--- Start ---

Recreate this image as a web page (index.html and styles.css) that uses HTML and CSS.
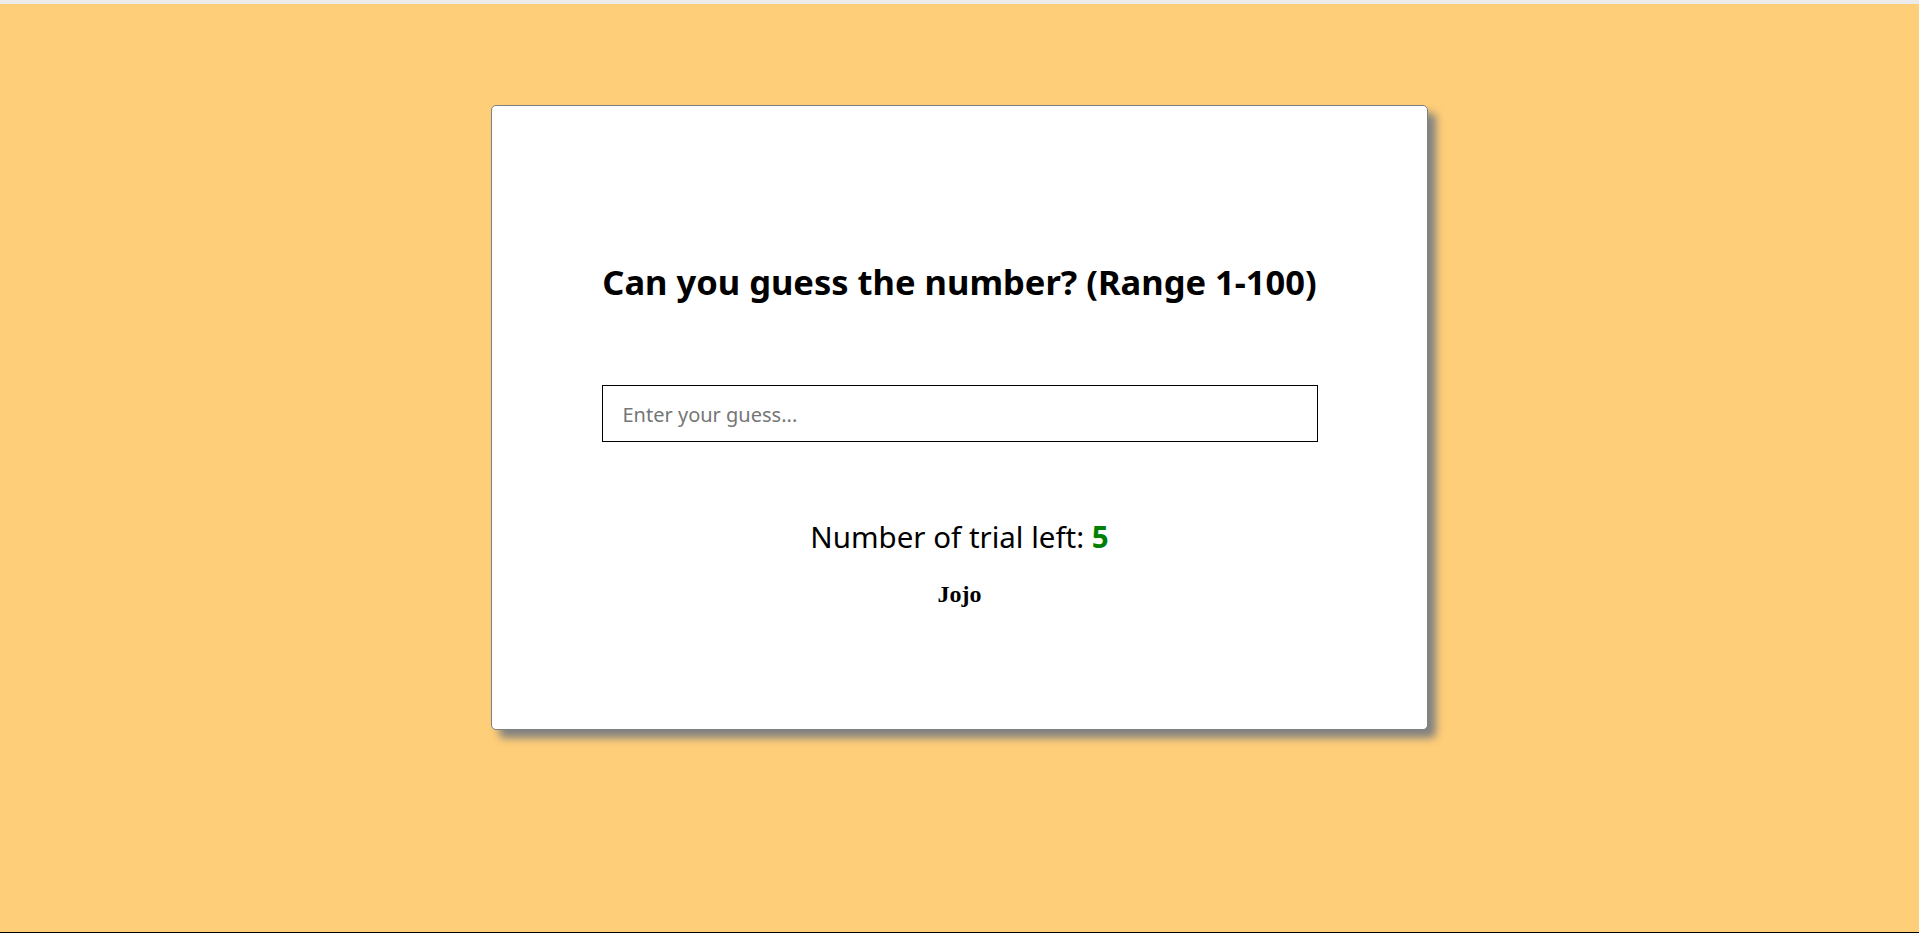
FILE: index.html
```html
<!DOCTYPE html>
<html lang="en">
<head>
<meta charset="utf-8">
<title>Guess the number</title>
<link rel="stylesheet" href="styles.css">
</head>
<body>
<div class="topbar"></div>
<main class="stage">
  <section class="card">
    <h1 class="title">Can you guess the number? (Range 1-100)</h1>
    <input class="guess" type="text" placeholder="Enter your guess...">
    <p class="trials">Number of trial left: <span class="count">5</span></p>
    <h2 class="name">Jojo</h2>
  </section>
</main>
<div class="bottomline"></div>
</body>
</html>
```
FILE: styles.css
```css
html, body {
  margin: 0;
  padding: 0;
  height: 100%;
}
body {
  display: flex;
  flex-direction: column;
  background: #ffce78;
  font-family: "Noto Sans", "Open Sans", sans-serif;
}
.topbar {
  height: 4px;
  background: #ebebeb;
  flex: none;
}
.stage {
  flex: 1;
  display: flex;
  flex-direction: column;
  align-items: center;
  padding-top: 101px;
  background: #ffce78;
}
.bottomline {
  height: 1px;
  background: #000;
  flex: none;
}
.card {
  box-sizing: border-box;
  width: 937px;
  height: 625px;
  background: #fff;
  border: 1px solid #808080;
  border-radius: 5px;
  box-shadow: 8px 8px 8px #808080;
  display: flex;
  flex-direction: column;
  align-items: center;
  padding: 156px 110px 0;
}
.title {
  margin: 0;
  font-size: 34.5px;
  line-height: 40px;
  font-weight: 700;
  color: #000;
  white-space: nowrap;
}
.guess {
  box-sizing: border-box;
  margin-top: 83px;
  width: 716px;
  height: 57px;
  border: 1px solid #000;
  border-radius: 0;
  padding: 2px 20px 0;
  font-family: "Noto Sans", "Open Sans", sans-serif;
  font-size: 20px;
  outline: none;
}
.guess::placeholder {
  color: #767676;
}
.trials {
  margin: 77px 0 0;
  font-size: 29.5px;
  line-height: 36px;
  color: #000;
}
.count {
  color: #008000;
  font-weight: 700;
}
.name {
  margin: 25px 0 0;
  font-family: "Liberation Serif", "Times New Roman", serif;
  font-size: 24px;
  line-height: 28px;
  font-weight: 700;
}
```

--- End ---

→ What you are asked to do:
Reproduce the material above in full, exactly, with no images.

→ Correct answer:
Recreate this image as a web page (index.html and styles.css) that uses HTML and CSS.
FILE: index.html
```html
<!DOCTYPE html>
<html lang="en">
<head>
<meta charset="utf-8">
<title>Guess the number</title>
<link rel="stylesheet" href="styles.css">
</head>
<body>
<div class="topbar"></div>
<main class="stage">
  <section class="card">
    <h1 class="title">Can you guess the number? (Range 1-100)</h1>
    <input class="guess" type="text" placeholder="Enter your guess...">
    <p class="trials">Number of trial left: <span class="count">5</span></p>
    <h2 class="name">Jojo</h2>
  </section>
</main>
<div class="bottomline"></div>
</body>
</html>
```
FILE: styles.css
```css
html, body {
  margin: 0;
  padding: 0;
  height: 100%;
}
body {
  display: flex;
  flex-direction: column;
  background: #ffce78;
  font-family: "Noto Sans", "Open Sans", sans-serif;
}
.topbar {
  height: 4px;
  background: #ebebeb;
  flex: none;
}
.stage {
  flex: 1;
  display: flex;
  flex-direction: column;
  align-items: center;
  padding-top: 101px;
  background: #ffce78;
}
.bottomline {
  height: 1px;
  background: #000;
  flex: none;
}
.card {
  box-sizing: border-box;
  width: 937px;
  height: 625px;
  background: #fff;
  border: 1px solid #808080;
  border-radius: 5px;
  box-shadow: 8px 8px 8px #808080;
  display: flex;
  flex-direction: column;
  align-items: center;
  padding: 156px 110px 0;
}
.title {
  margin: 0;
  font-size: 34.5px;
  line-height: 40px;
  font-weight: 700;
  color: #000;
  white-space: nowrap;
}
.guess {
  box-sizing: border-box;
  margin-top: 83px;
  width: 716px;
  height: 57px;
  border: 1px solid #000;
  border-radius: 0;
  padding: 2px 20px 0;
  font-family: "Noto Sans", "Open Sans", sans-serif;
  font-size: 20px;
  outline: none;
}
.guess::placeholder {
  color: #767676;
}
.trials {
  margin: 77px 0 0;
  font-size: 29.5px;
  line-height: 36px;
  color: #000;
}
.count {
  color: #008000;
  font-weight: 700;
}
.name {
  margin: 25px 0 0;
  font-family: "Liberation Serif", "Times New Roman", serif;
  font-size: 24px;
  line-height: 28px;
  font-weight: 700;
}
```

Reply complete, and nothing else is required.